Von Sandy Uhl – Ulm. In Ulm gab es am Montag, 30. Mai, eine Mahnwache für Opfer rechter Gewalt. Aufgerufen hatte das „Bündnis gegen Rechts“. Es wurde der Brandanschläge von Solingen gedacht, die sich am 29. Mai zum 23. Mal jährt (wir berichteten). Bei diesem Anschlag verloren fünf Menschen ihr Leben.
Der frisch gewählte Oberbürgermeister der Stadt Ulm Gunter Czisch konnte nicht persönlich dabei sein, schickte aber ein Grußwort. Es wurde bei der Mahnwache von Antje Troisin vom DGB Ulm vorgetragen. Czisch ging nicht nur auf Solingen ein, sondern auch auf die vom NSU ermordeten Menschen sowie die Opfer von Eberswalde und Mölln. Scharf kritisierte er das Gedankengut im Hier und Jetzt, wie es in Facebook auf der städtischen Seite zum Thema Flüchtlinge in Kommentaren zum Ausdruck kommt. Es wird durch Hassposts gegenüber MigrantInnen begünstigt und gefördert.
Motiv des Anschlags von Solingen: Ausländerhass
Gedenktage wie dieser seien wichtig, so Czisch. „Immer wieder muss der Gesellschaft vor Augen geführt werden, dass Wegschauen nicht akzeptabel ist. Brennende Asylunterkünfte sind kein Kavaliersdelikt, sondern Verbrechen. Rassenwahn und Verfolgung von Minderheiten haben in unserer Stadt und unserem Land keinen Platz.“
Yasemin Arpaci vom Frauenfreundschaftsverein und sie’ste, die die Hauptinitiatorin der Mahnwache war, las in Gedenken an die Anschlagsopfer von Solingen und deren Hinterbliebenen die Namen vor: Gürsün Ince, 27 Jahre, Hatice Genc 18 Jahre, Gülüstan Öztürk, 12 Jahre, Hülya Genc, 9 Jahre, Saime Genc, 4 Jahre.
Spaltung der Gesellschaft
Andrea Schiele, die für den DGB sprach, zog Parallelen vom Anfang der 90er Jahre zur politischen und gesellschaftlichen Situation der letzten beiden Jahre. Sie kritisierte, dass Parteien, die sich intensiv mit Ausgrenzung und Diskriminierung von Menschen profilieren, große Unterstützung erhalten.

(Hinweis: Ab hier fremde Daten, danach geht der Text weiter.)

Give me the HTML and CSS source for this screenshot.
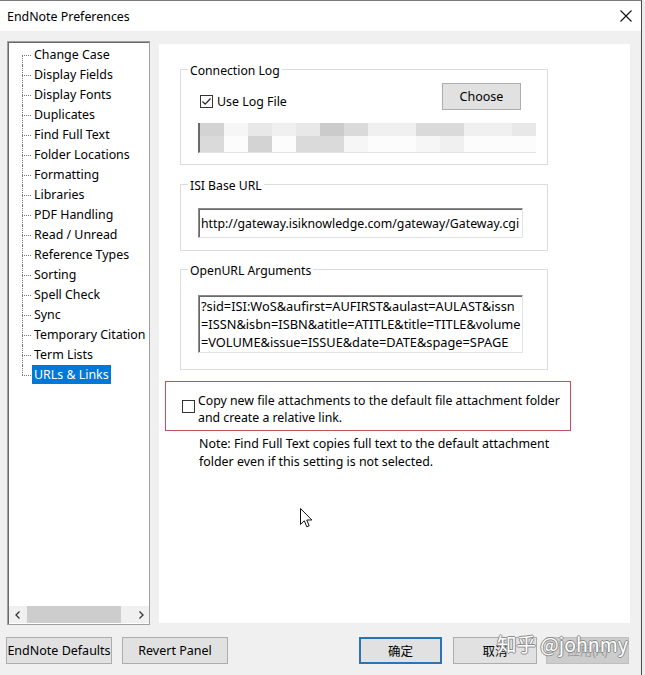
FILE: index.html
```html
<!DOCTYPE html>
<html>
<head>
<meta charset="utf-8">
<link rel="stylesheet" href="styles.css">
</head>
<body>
<div class="window">
  <div class="titlebar">
    <span class="title">EndNote Preferences</span>
    <svg class="close" width="12" height="12" viewBox="0 0 12 12"><path d="M0.5 0.5 L11.5 11.5 M11.5 0.5 L0.5 11.5" stroke="#111" stroke-width="1.1" fill="none"/></svg>
  </div>
  <div class="main">
    <div class="tree">
      <ul class="tree-list">
        <li><span>Change Case</span></li>
        <li><span>Display Fields</span></li>
        <li><span>Display Fonts</span></li>
        <li><span>Duplicates</span></li>
        <li><span>Find Full Text</span></li>
        <li><span>Folder Locations</span></li>
        <li><span>Formatting</span></li>
        <li><span>Libraries</span></li>
        <li><span>PDF Handling</span></li>
        <li><span>Read / Unread</span></li>
        <li><span>Reference Types</span></li>
        <li><span>Sorting</span></li>
        <li><span>Spell Check</span></li>
        <li><span>Sync</span></li>
        <li><span>Temporary Citation</span></li>
        <li><span>Term Lists</span></li>
        <li><span class="selected">URLs &amp; Links</span></li>
      </ul>
      <div class="hscroll">
        <div class="arrow"><svg width="6" height="8" viewBox="0 0 6 8"><path d="M4.5 0.5 L1 4 L4.5 7.5" stroke="#333" stroke-width="1.3" fill="none"/></svg></div>
        <div class="thumb"></div>
        <div class="arrow right"><svg width="6" height="8" viewBox="0 0 6 8"><path d="M1.5 0.5 L5 4 L1.5 7.5" stroke="#333" stroke-width="1.3" fill="none"/></svg></div>
      </div>
    </div>
    <div class="panel">
      <fieldset class="group g1">
        <legend>Connection Log</legend>
        <div class="log-row">
          <label class="check">
            <svg class="box" width="13" height="13" viewBox="0 0 13 13"><rect x="0.5" y="0.5" width="12" height="12" fill="#fff" stroke="#333"/><path d="M2.5 6.5 L5.2 9.2 L10.5 3.5" stroke="#222" stroke-width="1.2" fill="none"/></svg>
            <span>Use Log File</span>
          </label>
          <button class="btn choose">Choose</button>
        </div>
        <div class="blur">
          <i class="c3"></i><i class="c7"></i><i class="c5"></i><i class="c6"></i><i class="c5"></i><i class="c2"></i><i class="c4"></i><i class="c6"></i><i class="c6"></i><i class="c4"></i><i class="c4"></i><i class="c6"></i><i class="c6"></i><i class="c5"></i>
          <i class="c4"></i><i class="c8"></i><i class="c3"></i><i class="c8"></i><i class="c4"></i><i class="c4"></i><i class="c7"></i><i class="c8"></i><i class="c8"></i><i class="c7"></i><i class="c6"></i><i class="c8"></i><i class="c8"></i><i class="c8"></i>
        </div>
      </fieldset>
      <fieldset class="group g2">
        <legend>ISI Base URL</legend>
        <div class="field url">http://gateway.isiknowledge.com/gateway/Gateway.cgi</div>
      </fieldset>
      <fieldset class="group g3">
        <legend>OpenURL Arguments</legend>
        <div class="field args">
          <span>?sid=ISI:WoS&amp;aufirst=AUFIRST&amp;aulast=AULAST&amp;issn</span>
          <span>=ISSN&amp;isbn=ISBN&amp;atitle=ATITLE&amp;title=TITLE&amp;volume</span>
          <span>=VOLUME&amp;issue=ISSUE&amp;date=DATE&amp;spage=SPAGE</span>
        </div>
      </fieldset>
      <div class="attach">
        <svg class="box" width="13" height="13" viewBox="0 0 13 13"><rect x="0.5" y="0.5" width="12" height="12" fill="#fff" stroke="#333"/></svg>
        <p class="attach-text">Copy new file attachments to the default file attachment folder and create a relative link.</p>
      </div>
      <p class="note">Note: Find Full Text copies full text to the default attachment folder even if this setting is not selected.</p>
    </div>
  </div>
  <div class="footer">
    <button class="btn wide">EndNote Defaults</button>
    <button class="btn wide revert">Revert Panel</button>
    <button class="btn ok">确定</button>
    <button class="btn cancel">取消</button>
    <button class="btn apply">应用(A)</button>
  </div>
  <div class="watermark">知乎 @johnmy</div>
  <svg class="cursor" width="13" height="21" viewBox="0 0 13 21"><path d="M0.5 0.5 L0.5 16.5 L4.3 12.8 L6.8 18.8 L9.2 17.8 L6.8 12 L11.8 12 Z" fill="#fff" stroke="#111" stroke-width="1" stroke-linejoin="round"/></svg>
</div>
</body>
</html>
```
FILE: styles.css
```css
html, body {
  margin: 0;
  padding: 0;
}
body {
  width: 645px;
  height: 675px;
  overflow: hidden;
  background: #ececec;
  font-family: "Noto Sans", "Noto Sans CJK SC", sans-serif;
  font-size: 12.4px;
  color: #000;
}
.window {
  position: relative;
  width: 642px;
  height: 675px;
  box-sizing: border-box;
  border-top: 1px solid #7a7a7a;
  border-right: 1px solid #4a4a4a;
  background: #f0f0f0;
}
.titlebar {
  height: 30px;
  background: #fff;
  display: flex;
  align-items: center;
  justify-content: space-between;
  padding: 0 9px 0 7px;
}
.title {
  font-size: 12.4px;
  padding-top: 1px;
}
.main {
  display: flex;
  align-items: flex-start;
  padding: 10px 0 0 7px;
}
.tree {
  width: 143px;
  height: 584px;
  box-sizing: border-box;
  border: 1px solid #a0a0a0;
  box-shadow: inset 1px 1px 0 #6a6a6a;
  background: #fff;
  display: flex;
  flex-direction: column;
}
.tree-list {
  list-style: none;
  margin: 0;
  padding: 3px 0 0 0;
}
.tree-list li {
  position: relative;
  height: 20px;
  line-height: 20px;
  padding-left: 24px;
  white-space: nowrap;
  font-size: 12.4px;
}
.tree-list li::before {
  content: "";
  position: absolute;
  left: 14px;
  top: 10px;
  width: 9px;
  border-top: 1px dotted #777;
}
.tree-list li::after {
  content: "";
  position: absolute;
  left: 14px;
  top: 0;
  height: 20px;
  border-left: 1px dotted #777;
}
.tree-list li:first-child::after {
  top: 10px;
  height: 10px;
}
.tree-list li:last-child::after {
  height: 10px;
}
.tree-list li span {
  padding: 0 2px;
  display: inline-block;
  line-height: 19px;
}
.tree-list li span.selected {
  background: #0078d7;
  color: #fff;
}
.hscroll {
  margin: auto 0 1px 1px;
  height: 17px;
  background: #f0f0f0;
  display: flex;
  align-items: center;
}
.arrow {
  width: 17px;
  height: 17px;
  display: flex;
  align-items: center;
  justify-content: center;
}
.thumb {
  margin-left: 1px;
  width: 94px;
  height: 17px;
  background: #cdcdcd;
}
.arrow.right {
  margin-left: auto;
}
.panel {
  margin: 3px 0 0 9px;
  width: 471px;
  height: 579px;
  box-sizing: border-box;
  background: #fff;
  padding: 15px 0 0 6px;
}
.group {
  margin: 0 0 0 15px;
  width: 368px;
  min-width: 0;
  box-sizing: border-box;
  border: 1px solid #dcdcdc;
  padding: 0 0 12px 0;
}
.group legend {
  margin-left: 7px;
  padding: 4px 2px 0 2px;
  line-height: 16px;
  font-size: 12.2px;
}
.g1 {
  padding-bottom: 11px;
}
.g2 {
  margin-top: 9px;
}
.g3 {
  margin-top: 8px;
  padding-bottom: 16px;
}
.log-row {
  display: flex;
  justify-content: space-between;
  align-items: flex-start;
  margin-top: 4px;
  padding: 0 26px 0 19px;
}
.check {
  display: flex;
  align-items: center;
  gap: 4px;
  margin-top: 10px;
  line-height: 17px;
  font-size: 12.4px;
}
.box {
  display: block;
  flex: none;
}
.btn {
  font-family: "Noto Sans", "Noto Sans CJK SC", sans-serif;
  font-size: 12.5px;
  color: #000;
  height: 27px;
  background: #e1e1e1;
  border: 1px solid #adadad;
  padding: 0;
  box-sizing: border-box;
}
.choose {
  width: 79px;
}
.blur {
  margin: 13px 0 0 17px;
  display: grid;
  grid-template-columns: repeat(14, 24px);
  grid-template-rows: 13px 16px;
  width: 336px;
  border-left: 2px solid #6a6a6a;
  border-bottom: 1px solid #e3e3e3;
}
.blur i { display: block; }
.c2 { background: #cbcbcb; }
.c3 { background: #d3d3d3; }
.c4 { background: #dadada; }
.c5 { background: #e8e8e8; }
.c6 { background: #f0f0f0; }
.c7 { background: #f6f6f6; }
.c8 { background: #fcfcfc; }
.field {
  margin-left: 17px;
  width: 325px;
  box-sizing: border-box;
  border-top: 1px solid #8a8a8a;
  border-left: 1px solid #8a8a8a;
  border-right: 1px solid #e3e3e3;
  border-bottom: 1px solid #e3e3e3;
  box-shadow: inset 1px 1px 0 #6a6a6a;
  padding-left: 2px;
  white-space: nowrap;
  overflow: hidden;
}
.url {
  margin-top: 14px;
  height: 30px;
  line-height: 29px;
  font-size: 12.3px;
}
.args {
  margin-top: 16px;
  height: 58px;
  line-height: 18px;
  padding-top: 1px;
  font-size: 12.8px;
}
.args span {
  display: block;
}
.attach {
  margin-top: 11px;
  width: 406px;
  height: 50px;
  box-sizing: border-box;
  border: 1px solid #c0505a;
  display: flex;
  align-items: flex-start;
  padding: 10px 0 0 16px;
}
.attach .box {
  margin-top: 8px;
}
.attach-text {
  margin: 0 0 0 3px;
  width: 370px;
  line-height: 17px;
  font-size: 12.3px;
}
.note {
  margin: 4px 0 0 34px;
  width: 365px;
  line-height: 18px;
  font-size: 12.4px;
}
.footer {
  display: flex;
  padding: 12px 0 0 6px;
}
.wide {
  width: 106px;
}
.revert {
  margin-left: 10px;
}
.ok {
  margin-left: 131px;
  width: 83px;
  border: 2px solid #2874b4;
}
.cancel {
  margin-left: 11px;
  width: 84px;
}
.apply {
  margin-left: 9px;
  width: 83px;
  background: #cccccc;
  border-color: #bfbfbf;
  color: #9d9d9d;
}
.watermark {
  position: absolute;
  left: 497px;
  top: 628px;
  font-family: "Noto Sans CJK SC", "Noto Sans", sans-serif;
  font-size: 19.5px;
  color: #fff;
  white-space: nowrap;
  text-shadow: 1px 0 0 #8a8a8a, -1px 0 0 #8a8a8a, 0 1px 0 #8a8a8a, 0 -1px 0 #8a8a8a;
}
.cursor {
  position: absolute;
  left: 300px;
  top: 507px;
}
```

Diese Parteien formulierten ihre Diskriminierung, ihre Ausgrenzung als Sorgen und erweckten den Anschein, dass es ihnen um den gesellschaftlichen Zusammenhang geht, so Schiele: „Tatsächlich geht es ihnen um die Spaltung der Gesellschaft.“ Diese Spaltung habe aber nichts mit der Herkunft oder der Religionszugehörigkeit zu tun, sondern liege ein der Verteilung der Einkommen.
Schon Kohl startete Kampagne gegen „Asylmissbrauch“
Norbert Rupsch von den Falken ging in seiner Rede gezielt auf die Rolle des Staates in der Ausländer- und Flüchtlingsfrage ein. In seinem geschichtlichen Abriss verfolgte er die Entwicklung ab Mitte der 80er Jahre. Damals nahm die Union unter Helmut Kohl steigende Asylbewerberzahlen als Anlass, eine Kampagne gegen den Missbrauch des Asylrechts zu starten, an dem sich zahlreiche Medien beteiligten.
Seit dem Beginn des Arabischen Frühling 2011 nehmen die Asylbewerberzahlen erneut deutlich zu. Und spätestens mit Gründung von AfD und Pegida war ein deutlicher Anstieg fremdenfeindlicher Äußerungen und Angriffe zu bemerken, betonte Rupsch.
Es geht um Nützlichkeit statt Humanität
Er wies darauf hin, dass Nützlichkeitsabwägungen – und eben nicht Humanität – zentrales Leitmotiv der deutschen Asylpolitik sind. Dies zeigt sich für ihn in den jeweiligen Flüchtlingsunterkünften und vor allem im EU-Türkei-Deal von Merkel.
Solange Deutschland immer wieder als einer der Gewinner aus der Konkurrenz ums Kapital hervorgeht, sagte Rupsch voraus, werden sich die Verlierer auf den Weg machen, in der Hoffnung am Erfolg teilhaben zu können.